[begin DATASET SECTION]

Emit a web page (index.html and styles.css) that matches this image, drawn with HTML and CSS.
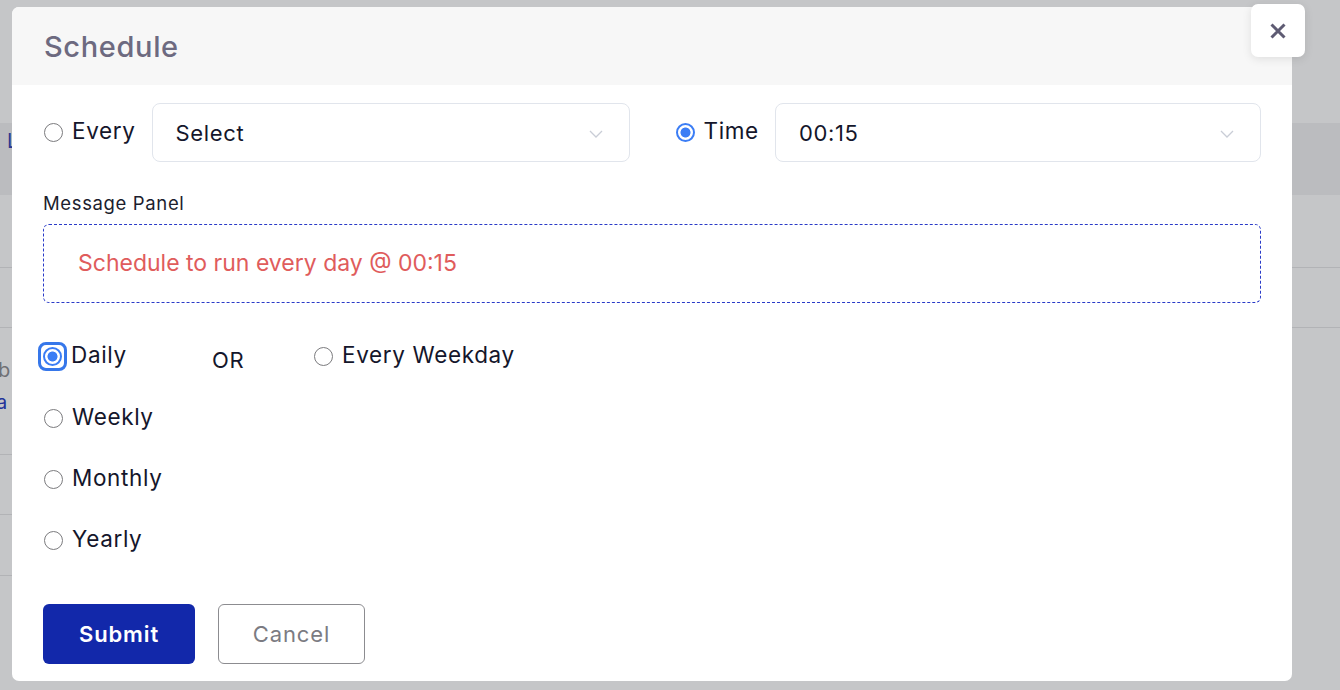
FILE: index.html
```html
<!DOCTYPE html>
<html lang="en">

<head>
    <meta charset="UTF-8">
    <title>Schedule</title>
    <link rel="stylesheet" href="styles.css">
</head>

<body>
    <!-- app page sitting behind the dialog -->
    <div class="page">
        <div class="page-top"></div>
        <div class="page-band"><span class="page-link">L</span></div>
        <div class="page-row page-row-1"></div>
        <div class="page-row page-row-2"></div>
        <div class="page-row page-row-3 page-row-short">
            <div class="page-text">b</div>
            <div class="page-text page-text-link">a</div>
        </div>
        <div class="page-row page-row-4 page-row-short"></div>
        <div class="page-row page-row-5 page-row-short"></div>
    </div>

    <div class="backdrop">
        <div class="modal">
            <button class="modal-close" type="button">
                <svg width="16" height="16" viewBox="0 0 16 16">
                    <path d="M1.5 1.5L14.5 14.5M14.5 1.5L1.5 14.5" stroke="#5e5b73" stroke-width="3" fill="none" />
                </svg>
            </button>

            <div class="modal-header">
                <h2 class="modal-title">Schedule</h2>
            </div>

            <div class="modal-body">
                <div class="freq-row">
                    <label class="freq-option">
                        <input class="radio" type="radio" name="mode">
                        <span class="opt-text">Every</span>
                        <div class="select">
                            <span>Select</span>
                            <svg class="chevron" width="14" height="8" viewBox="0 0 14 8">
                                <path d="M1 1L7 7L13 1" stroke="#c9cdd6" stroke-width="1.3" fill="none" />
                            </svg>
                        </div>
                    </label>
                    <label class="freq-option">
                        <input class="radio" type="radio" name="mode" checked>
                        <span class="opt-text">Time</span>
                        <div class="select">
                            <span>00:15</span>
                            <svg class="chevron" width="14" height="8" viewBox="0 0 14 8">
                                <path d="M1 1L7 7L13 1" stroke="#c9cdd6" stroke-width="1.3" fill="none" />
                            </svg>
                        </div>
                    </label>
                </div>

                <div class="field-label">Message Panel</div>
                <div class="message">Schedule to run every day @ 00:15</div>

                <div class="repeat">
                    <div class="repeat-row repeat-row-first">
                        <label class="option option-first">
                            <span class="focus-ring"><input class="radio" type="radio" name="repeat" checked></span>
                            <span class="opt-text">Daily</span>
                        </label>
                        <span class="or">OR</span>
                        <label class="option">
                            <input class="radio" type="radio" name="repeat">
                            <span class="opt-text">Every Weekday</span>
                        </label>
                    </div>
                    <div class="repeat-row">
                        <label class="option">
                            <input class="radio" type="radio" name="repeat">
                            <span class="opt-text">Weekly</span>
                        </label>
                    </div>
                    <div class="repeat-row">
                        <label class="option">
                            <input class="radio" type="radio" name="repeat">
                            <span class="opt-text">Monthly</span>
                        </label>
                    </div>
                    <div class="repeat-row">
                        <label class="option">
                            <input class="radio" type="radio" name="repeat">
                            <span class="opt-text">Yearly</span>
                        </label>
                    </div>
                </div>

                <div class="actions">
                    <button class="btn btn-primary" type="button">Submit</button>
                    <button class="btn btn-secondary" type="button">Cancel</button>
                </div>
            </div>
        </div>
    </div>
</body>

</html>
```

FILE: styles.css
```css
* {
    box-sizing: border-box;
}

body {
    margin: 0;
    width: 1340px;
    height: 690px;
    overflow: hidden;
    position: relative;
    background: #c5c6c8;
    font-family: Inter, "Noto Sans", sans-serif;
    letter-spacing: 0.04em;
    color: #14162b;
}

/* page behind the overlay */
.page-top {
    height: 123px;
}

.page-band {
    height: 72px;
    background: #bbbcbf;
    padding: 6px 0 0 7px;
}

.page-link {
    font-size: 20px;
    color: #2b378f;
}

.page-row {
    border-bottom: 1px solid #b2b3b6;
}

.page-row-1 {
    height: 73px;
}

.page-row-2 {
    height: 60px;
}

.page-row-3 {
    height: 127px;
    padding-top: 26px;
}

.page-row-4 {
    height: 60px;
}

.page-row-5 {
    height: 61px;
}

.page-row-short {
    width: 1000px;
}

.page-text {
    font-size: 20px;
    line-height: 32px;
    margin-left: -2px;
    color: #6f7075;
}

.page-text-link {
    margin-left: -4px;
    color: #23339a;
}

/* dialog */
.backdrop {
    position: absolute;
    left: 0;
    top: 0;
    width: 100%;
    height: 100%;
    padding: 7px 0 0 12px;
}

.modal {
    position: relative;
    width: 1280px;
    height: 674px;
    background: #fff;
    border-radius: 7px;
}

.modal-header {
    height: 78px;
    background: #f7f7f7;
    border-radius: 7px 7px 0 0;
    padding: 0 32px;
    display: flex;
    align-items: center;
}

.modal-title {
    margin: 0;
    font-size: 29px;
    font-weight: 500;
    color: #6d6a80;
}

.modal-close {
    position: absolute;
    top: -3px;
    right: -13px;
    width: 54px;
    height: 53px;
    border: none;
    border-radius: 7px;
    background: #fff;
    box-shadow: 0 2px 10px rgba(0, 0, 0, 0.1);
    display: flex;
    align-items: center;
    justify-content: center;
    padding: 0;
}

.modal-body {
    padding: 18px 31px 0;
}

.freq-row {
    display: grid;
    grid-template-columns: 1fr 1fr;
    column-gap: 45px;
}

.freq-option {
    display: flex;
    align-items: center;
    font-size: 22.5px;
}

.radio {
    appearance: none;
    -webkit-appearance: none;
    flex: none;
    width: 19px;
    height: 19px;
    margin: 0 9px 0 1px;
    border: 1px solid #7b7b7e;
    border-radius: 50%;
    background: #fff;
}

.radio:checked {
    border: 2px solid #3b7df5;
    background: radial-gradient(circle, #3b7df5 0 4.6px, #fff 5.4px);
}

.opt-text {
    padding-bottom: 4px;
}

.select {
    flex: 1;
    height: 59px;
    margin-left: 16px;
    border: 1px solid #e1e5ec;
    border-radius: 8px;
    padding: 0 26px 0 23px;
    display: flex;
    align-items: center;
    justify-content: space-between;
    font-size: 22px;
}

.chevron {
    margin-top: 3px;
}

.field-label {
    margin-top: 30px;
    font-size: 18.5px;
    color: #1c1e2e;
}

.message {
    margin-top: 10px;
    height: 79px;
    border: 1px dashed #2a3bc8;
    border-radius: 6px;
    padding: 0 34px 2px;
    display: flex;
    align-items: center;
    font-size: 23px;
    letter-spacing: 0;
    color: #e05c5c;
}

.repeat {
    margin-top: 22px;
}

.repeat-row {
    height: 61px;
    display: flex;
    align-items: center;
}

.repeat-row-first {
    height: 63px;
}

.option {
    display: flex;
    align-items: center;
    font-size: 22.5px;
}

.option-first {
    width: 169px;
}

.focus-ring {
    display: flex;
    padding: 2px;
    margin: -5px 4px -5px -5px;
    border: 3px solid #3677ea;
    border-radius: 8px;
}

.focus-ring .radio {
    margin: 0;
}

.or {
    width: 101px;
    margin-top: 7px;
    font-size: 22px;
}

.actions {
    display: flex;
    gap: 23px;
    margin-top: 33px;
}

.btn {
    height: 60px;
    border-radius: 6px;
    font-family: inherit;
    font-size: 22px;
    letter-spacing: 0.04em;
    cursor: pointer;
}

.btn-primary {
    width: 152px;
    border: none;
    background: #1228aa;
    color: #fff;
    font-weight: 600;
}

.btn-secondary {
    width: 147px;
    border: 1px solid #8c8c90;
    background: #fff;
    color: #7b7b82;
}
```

[end DATASET SECTION]

In your copy of the listing above, reproduce each line exactly and omit all pictures.

- **EXERCISE ANSWER**
Emit a web page (index.html and styles.css) that matches this image, drawn with HTML and CSS.
FILE: index.html
```html
<!DOCTYPE html>
<html lang="en">

<head>
    <meta charset="UTF-8">
    <title>Schedule</title>
    <link rel="stylesheet" href="styles.css">
</head>

<body>
    <!-- app page sitting behind the dialog -->
    <div class="page">
        <div class="page-top"></div>
        <div class="page-band"><span class="page-link">L</span></div>
        <div class="page-row page-row-1"></div>
        <div class="page-row page-row-2"></div>
        <div class="page-row page-row-3 page-row-short">
            <div class="page-text">b</div>
            <div class="page-text page-text-link">a</div>
        </div>
        <div class="page-row page-row-4 page-row-short"></div>
        <div class="page-row page-row-5 page-row-short"></div>
    </div>

    <div class="backdrop">
        <div class="modal">
            <button class="modal-close" type="button">
                <svg width="16" height="16" viewBox="0 0 16 16">
                    <path d="M1.5 1.5L14.5 14.5M14.5 1.5L1.5 14.5" stroke="#5e5b73" stroke-width="3" fill="none" />
                </svg>
            </button>

            <div class="modal-header">
                <h2 class="modal-title">Schedule</h2>
            </div>

            <div class="modal-body">
                <div class="freq-row">
                    <label class="freq-option">
                        <input class="radio" type="radio" name="mode">
                        <span class="opt-text">Every</span>
                        <div class="select">
                            <span>Select</span>
                            <svg class="chevron" width="14" height="8" viewBox="0 0 14 8">
                                <path d="M1 1L7 7L13 1" stroke="#c9cdd6" stroke-width="1.3" fill="none" />
                            </svg>
                        </div>
                    </label>
                    <label class="freq-option">
                        <input class="radio" type="radio" name="mode" checked>
                        <span class="opt-text">Time</span>
                        <div class="select">
                            <span>00:15</span>
                            <svg class="chevron" width="14" height="8" viewBox="0 0 14 8">
                                <path d="M1 1L7 7L13 1" stroke="#c9cdd6" stroke-width="1.3" fill="none" />
                            </svg>
                        </div>
                    </label>
                </div>

                <div class="field-label">Message Panel</div>
                <div class="message">Schedule to run every day @ 00:15</div>

                <div class="repeat">
                    <div class="repeat-row repeat-row-first">
                        <label class="option option-first">
                            <span class="focus-ring"><input class="radio" type="radio" name="repeat" checked></span>
                            <span class="opt-text">Daily</span>
                        </label>
                        <span class="or">OR</span>
                        <label class="option">
                            <input class="radio" type="radio" name="repeat">
                            <span class="opt-text">Every Weekday</span>
                        </label>
                    </div>
                    <div class="repeat-row">
                        <label class="option">
                            <input class="radio" type="radio" name="repeat">
                            <span class="opt-text">Weekly</span>
                        </label>
                    </div>
                    <div class="repeat-row">
                        <label class="option">
                            <input class="radio" type="radio" name="repeat">
                            <span class="opt-text">Monthly</span>
                        </label>
                    </div>
                    <div class="repeat-row">
                        <label class="option">
                            <input class="radio" type="radio" name="repeat">
                            <span class="opt-text">Yearly</span>
                        </label>
                    </div>
                </div>

                <div class="actions">
                    <button class="btn btn-primary" type="button">Submit</button>
                    <button class="btn btn-secondary" type="button">Cancel</button>
                </div>
            </div>
        </div>
    </div>
</body>

</html>
```

FILE: styles.css
```css
* {
    box-sizing: border-box;
}

body {
    margin: 0;
    width: 1340px;
    height: 690px;
    overflow: hidden;
    position: relative;
    background: #c5c6c8;
    font-family: Inter, "Noto Sans", sans-serif;
    letter-spacing: 0.04em;
    color: #14162b;
}

/* page behind the overlay */
.page-top {
    height: 123px;
}

.page-band {
    height: 72px;
    background: #bbbcbf;
    padding: 6px 0 0 7px;
}

.page-link {
    font-size: 20px;
    color: #2b378f;
}

.page-row {
    border-bottom: 1px solid #b2b3b6;
}

.page-row-1 {
    height: 73px;
}

.page-row-2 {
    height: 60px;
}

.page-row-3 {
    height: 127px;
    padding-top: 26px;
}

.page-row-4 {
    height: 60px;
}

.page-row-5 {
    height: 61px;
}

.page-row-short {
    width: 1000px;
}

.page-text {
    font-size: 20px;
    line-height: 32px;
    margin-left: -2px;
    color: #6f7075;
}

.page-text-link {
    margin-left: -4px;
    color: #23339a;
}

/* dialog */
.backdrop {
    position: absolute;
    left: 0;
    top: 0;
    width: 100%;
    height: 100%;
    padding: 7px 0 0 12px;
}

.modal {
    position: relative;
    width: 1280px;
    height: 674px;
    background: #fff;
    border-radius: 7px;
}

.modal-header {
    height: 78px;
    background: #f7f7f7;
    border-radius: 7px 7px 0 0;
    padding: 0 32px;
    display: flex;
    align-items: center;
}

.modal-title {
    margin: 0;
    font-size: 29px;
    font-weight: 500;
    color: #6d6a80;
}

.modal-close {
    position: absolute;
    top: -3px;
    right: -13px;
    width: 54px;
    height: 53px;
    border: none;
    border-radius: 7px;
    background: #fff;
    box-shadow: 0 2px 10px rgba(0, 0, 0, 0.1);
    display: flex;
    align-items: center;
    justify-content: center;
    padding: 0;
}

.modal-body {
    padding: 18px 31px 0;
}

.freq-row {
    display: grid;
    grid-template-columns: 1fr 1fr;
    column-gap: 45px;
}

.freq-option {
    display: flex;
    align-items: center;
    font-size: 22.5px;
}

.radio {
    appearance: none;
    -webkit-appearance: none;
    flex: none;
    width: 19px;
    height: 19px;
    margin: 0 9px 0 1px;
    border: 1px solid #7b7b7e;
    border-radius: 50%;
    background: #fff;
}

.radio:checked {
    border: 2px solid #3b7df5;
    background: radial-gradient(circle, #3b7df5 0 4.6px, #fff 5.4px);
}

.opt-text {
    padding-bottom: 4px;
}

.select {
    flex: 1;
    height: 59px;
    margin-left: 16px;
    border: 1px solid #e1e5ec;
    border-radius: 8px;
    padding: 0 26px 0 23px;
    display: flex;
    align-items: center;
    justify-content: space-between;
    font-size: 22px;
}

.chevron {
    margin-top: 3px;
}

.field-label {
    margin-top: 30px;
    font-size: 18.5px;
    color: #1c1e2e;
}

.message {
    margin-top: 10px;
    height: 79px;
    border: 1px dashed #2a3bc8;
    border-radius: 6px;
    padding: 0 34px 2px;
    display: flex;
    align-items: center;
    font-size: 23px;
    letter-spacing: 0;
    color: #e05c5c;
}

.repeat {
    margin-top: 22px;
}

.repeat-row {
    height: 61px;
    display: flex;
    align-items: center;
}

.repeat-row-first {
    height: 63px;
}

.option {
    display: flex;
    align-items: center;
    font-size: 22.5px;
}

.option-first {
    width: 169px;
}

.focus-ring {
    display: flex;
    padding: 2px;
    margin: -5px 4px -5px -5px;
    border: 3px solid #3677ea;
    border-radius: 8px;
}

.focus-ring .radio {
    margin: 0;
}

.or {
    width: 101px;
    margin-top: 7px;
    font-size: 22px;
}

.actions {
    display: flex;
    gap: 23px;
    margin-top: 33px;
}

.btn {
    height: 60px;
    border-radius: 6px;
    font-family: inherit;
    font-size: 22px;
    letter-spacing: 0.04em;
    cursor: pointer;
}

.btn-primary {
    width: 152px;
    border: none;
    background: #1228aa;
    color: #fff;
    font-weight: 600;
}

.btn-secondary {
    width: 147px;
    border: 1px solid #8c8c90;
    background: #fff;
    color: #7b7b82;
}
```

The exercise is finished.